Common 401(k) Plan Questions and Answers

Common 401(k) Plan Questions and Answers

Before we jump into common questions about your 401(k) plan, let’s get on the same page about what it is. A 401(k) plan is a defined-contribution retirement account, which allows you to save a portion of your pre-tax salary to the plan. Your contribution is automatically deducted from your paycheck prior to your paycheck being taxed.

There are several benefits to a 401(k) plan. One is that it makes it relatively easy for you to begin saving for retirement. However, we get several common questions regularly about 401(k) plans. Let’s discuss some questions you may have about your plan.

What should I do about my 401(k) plan if I change jobs?

You have a few options. 

  1. Keep the money where it is. 
  2. Roll it over into your new employer’s plan. 
  3. Roll it over to your own personal IRA.

There are benefits to each of these scenarios. If you’re not working with a financial advisor or if you’re not financially savvy yourself, you should consider leaving the money where it is or moving it to your new employer’s account. 

On the other hand, if you have an investment advisor or you are financially savvy yourself, it may bode well for you to move the money into your own personal IRA. Why? The investment options inside a 401(k) plan are usually limited in scope. So, if you move the money into your own personal IRA, you’ll have better diversification options. 
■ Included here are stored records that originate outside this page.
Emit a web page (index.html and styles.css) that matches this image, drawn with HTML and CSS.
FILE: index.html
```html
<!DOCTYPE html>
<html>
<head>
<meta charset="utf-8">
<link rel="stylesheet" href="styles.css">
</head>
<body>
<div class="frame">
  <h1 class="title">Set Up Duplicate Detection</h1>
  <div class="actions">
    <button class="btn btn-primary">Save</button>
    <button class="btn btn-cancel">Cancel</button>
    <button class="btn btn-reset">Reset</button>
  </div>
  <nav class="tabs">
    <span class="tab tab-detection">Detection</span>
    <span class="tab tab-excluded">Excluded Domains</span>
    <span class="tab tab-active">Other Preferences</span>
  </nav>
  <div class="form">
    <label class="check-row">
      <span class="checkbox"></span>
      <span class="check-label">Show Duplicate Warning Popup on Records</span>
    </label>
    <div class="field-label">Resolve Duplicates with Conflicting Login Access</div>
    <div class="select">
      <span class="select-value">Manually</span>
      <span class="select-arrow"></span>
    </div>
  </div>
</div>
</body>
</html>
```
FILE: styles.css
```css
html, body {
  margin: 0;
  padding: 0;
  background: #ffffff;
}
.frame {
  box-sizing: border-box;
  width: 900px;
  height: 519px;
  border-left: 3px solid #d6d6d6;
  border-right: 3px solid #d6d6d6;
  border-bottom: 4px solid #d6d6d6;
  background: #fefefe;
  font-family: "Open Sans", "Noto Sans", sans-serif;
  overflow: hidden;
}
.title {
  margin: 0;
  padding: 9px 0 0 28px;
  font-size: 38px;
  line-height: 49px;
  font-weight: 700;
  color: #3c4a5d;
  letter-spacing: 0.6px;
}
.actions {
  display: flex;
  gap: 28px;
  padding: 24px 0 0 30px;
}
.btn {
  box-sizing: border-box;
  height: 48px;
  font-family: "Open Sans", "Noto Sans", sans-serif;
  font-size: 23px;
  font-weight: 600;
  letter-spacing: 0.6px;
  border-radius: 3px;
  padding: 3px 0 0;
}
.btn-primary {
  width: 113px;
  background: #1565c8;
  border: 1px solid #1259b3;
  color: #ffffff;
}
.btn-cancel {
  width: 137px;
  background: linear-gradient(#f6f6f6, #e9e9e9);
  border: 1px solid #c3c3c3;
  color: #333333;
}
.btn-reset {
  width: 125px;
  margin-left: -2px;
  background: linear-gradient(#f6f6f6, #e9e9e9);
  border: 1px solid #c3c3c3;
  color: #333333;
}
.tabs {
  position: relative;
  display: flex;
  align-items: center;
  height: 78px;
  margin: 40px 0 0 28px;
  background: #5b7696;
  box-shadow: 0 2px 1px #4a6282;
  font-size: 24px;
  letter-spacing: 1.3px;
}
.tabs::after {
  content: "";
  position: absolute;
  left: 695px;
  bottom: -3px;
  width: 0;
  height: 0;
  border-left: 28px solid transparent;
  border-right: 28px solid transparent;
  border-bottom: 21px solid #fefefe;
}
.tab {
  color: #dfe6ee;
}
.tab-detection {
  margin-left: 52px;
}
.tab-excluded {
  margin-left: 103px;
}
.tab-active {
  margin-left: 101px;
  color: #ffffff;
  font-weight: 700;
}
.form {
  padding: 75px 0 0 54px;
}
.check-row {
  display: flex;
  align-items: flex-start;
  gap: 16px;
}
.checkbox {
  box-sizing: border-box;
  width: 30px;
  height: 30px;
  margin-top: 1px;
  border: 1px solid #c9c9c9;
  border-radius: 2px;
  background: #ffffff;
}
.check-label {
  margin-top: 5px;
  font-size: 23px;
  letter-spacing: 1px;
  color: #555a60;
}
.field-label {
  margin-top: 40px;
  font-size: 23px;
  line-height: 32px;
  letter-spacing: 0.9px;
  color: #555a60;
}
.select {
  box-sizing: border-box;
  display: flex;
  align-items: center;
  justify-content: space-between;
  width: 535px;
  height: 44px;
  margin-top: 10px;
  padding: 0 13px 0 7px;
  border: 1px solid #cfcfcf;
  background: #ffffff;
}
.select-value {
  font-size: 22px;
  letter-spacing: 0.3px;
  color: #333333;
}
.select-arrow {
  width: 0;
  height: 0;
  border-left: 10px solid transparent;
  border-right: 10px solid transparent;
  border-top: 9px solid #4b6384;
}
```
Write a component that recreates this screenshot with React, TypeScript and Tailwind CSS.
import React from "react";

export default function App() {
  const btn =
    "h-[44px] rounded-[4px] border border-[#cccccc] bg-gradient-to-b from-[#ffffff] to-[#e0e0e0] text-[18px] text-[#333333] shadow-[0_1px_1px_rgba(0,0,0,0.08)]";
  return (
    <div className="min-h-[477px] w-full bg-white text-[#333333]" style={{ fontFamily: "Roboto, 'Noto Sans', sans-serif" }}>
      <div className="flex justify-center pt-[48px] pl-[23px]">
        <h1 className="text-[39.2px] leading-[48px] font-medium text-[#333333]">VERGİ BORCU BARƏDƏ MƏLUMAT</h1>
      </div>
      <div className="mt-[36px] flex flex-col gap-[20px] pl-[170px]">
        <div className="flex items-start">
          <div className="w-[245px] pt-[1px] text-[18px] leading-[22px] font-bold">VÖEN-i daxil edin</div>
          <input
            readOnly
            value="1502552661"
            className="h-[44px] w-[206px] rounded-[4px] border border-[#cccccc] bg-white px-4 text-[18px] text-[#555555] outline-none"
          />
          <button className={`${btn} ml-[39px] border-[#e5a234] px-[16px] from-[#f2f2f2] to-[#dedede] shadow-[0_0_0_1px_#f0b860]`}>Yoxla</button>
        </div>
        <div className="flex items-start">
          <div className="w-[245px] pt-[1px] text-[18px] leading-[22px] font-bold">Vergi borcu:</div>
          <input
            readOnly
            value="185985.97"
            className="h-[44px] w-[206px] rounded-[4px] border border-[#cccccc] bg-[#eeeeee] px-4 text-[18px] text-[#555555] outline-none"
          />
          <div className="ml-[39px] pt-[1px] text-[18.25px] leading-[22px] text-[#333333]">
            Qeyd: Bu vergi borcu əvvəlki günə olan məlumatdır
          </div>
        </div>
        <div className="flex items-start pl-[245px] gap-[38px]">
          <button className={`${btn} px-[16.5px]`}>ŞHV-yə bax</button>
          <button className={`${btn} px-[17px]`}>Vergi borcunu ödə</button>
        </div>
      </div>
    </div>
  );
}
How much should I be putting into my 401(k) plan?

Most financial planners will tell you the ideal scenario is to max out your 401 (k) plan (especially if the employer matches it). There are exceptions, but for the most part that’s the advice. 

Getting as much money into your 401(k) plan is beneficial for the following reasons:

  1. It reduces your taxable income.
  2. It will grow tax-deferred until you take it out during your retirement years.

Employee 401(k) contributions for is $19,500. If you are older than 50, you are eligible for a catch-up contribution of an additional $6,500. This is considered a catch-up contribution. These numbers can change based on the economic environment. Check to make sure you know what the maximums are for you each tax year.

Should I be worried that someday my 401(k) plan may be taxed higher than it is right now?

No one can predict with certainty where tax rates will be in the future. All we can do is work with the theories that hold true now. And that is, during retirement, most people will likely be in a lower tax bracket than they are right now. The reason is because these individuals won’t be earning as much money. 

However, extremely wealthy people may fall under the highest marginal tax bracket (even during retirement) due to all of their assets. This scenario is one of the exceptions from the previous question. Because we know a higher tax situation is possible, financial advisors may advise wealthy individuals to put money into a Roth IRA inside of their 401(k) plan, when the opportunity arises. Why? Because Roth IRAs are funded with after-tax money.

In summary, unless you’re extremely wealthy, you most likely won’t have to worry about your tax rate being higher in the future. 

How often should you review your 401(k) plan and potentially rebalance the allocations?

The answer depends on your investment knowledge. If you have no investment knowledge, you should invest in the target date funds within your plan. These funds invest your money in a risk appropriate manner based on your target retirement date. In this scenario, you can potentially set it and forget it. You don’t need to rebalance because it’s inherent in the fund. You can just review occasionally to see how you’re doing. 

On the other hand if you’re knowledgeable about investments or you’re working with a financial advisor, you should be checking your account every three to six months. The last thing you want to do is look at it every day. That behavior can lead to anxiety and bad decision-making.

How do you best invest the money in your 401(k)?

As discussed in the previous answer, if you don’t know a lot about investing, you should put your money into the target date funds. However, as your money grows the best option would be to hire an advisor to help you. The target date funds are a one size fits all so as you gain more money, you’ll want specialization. The likely increased overall portfolio returns you’ll get from a professional’s knowledge is worth it. And there’s research to back this up. A recent study found a financial professional helps the average person increase returns by approximately three percent a year.

Should young adults put money into their 401(k) plan or should they wait until they’re making more money?

As we’ve already mentioned, in a perfect world the goal should be to max out the 401(k) contribution. So, the answer to this question is that yes they should put money into their 401(k) plan as young adults. And while it may not be realistic for them to max it out, they should put as much as they can into it. Why? Over time, the compounding effect of that money is significant. And this is especially true if there’s a company match. Because if there’s a match and you’re not taking advantage of it, it’s like throwing money out the window and no one wants to do that? Do the minimum to get at least up to the employer match.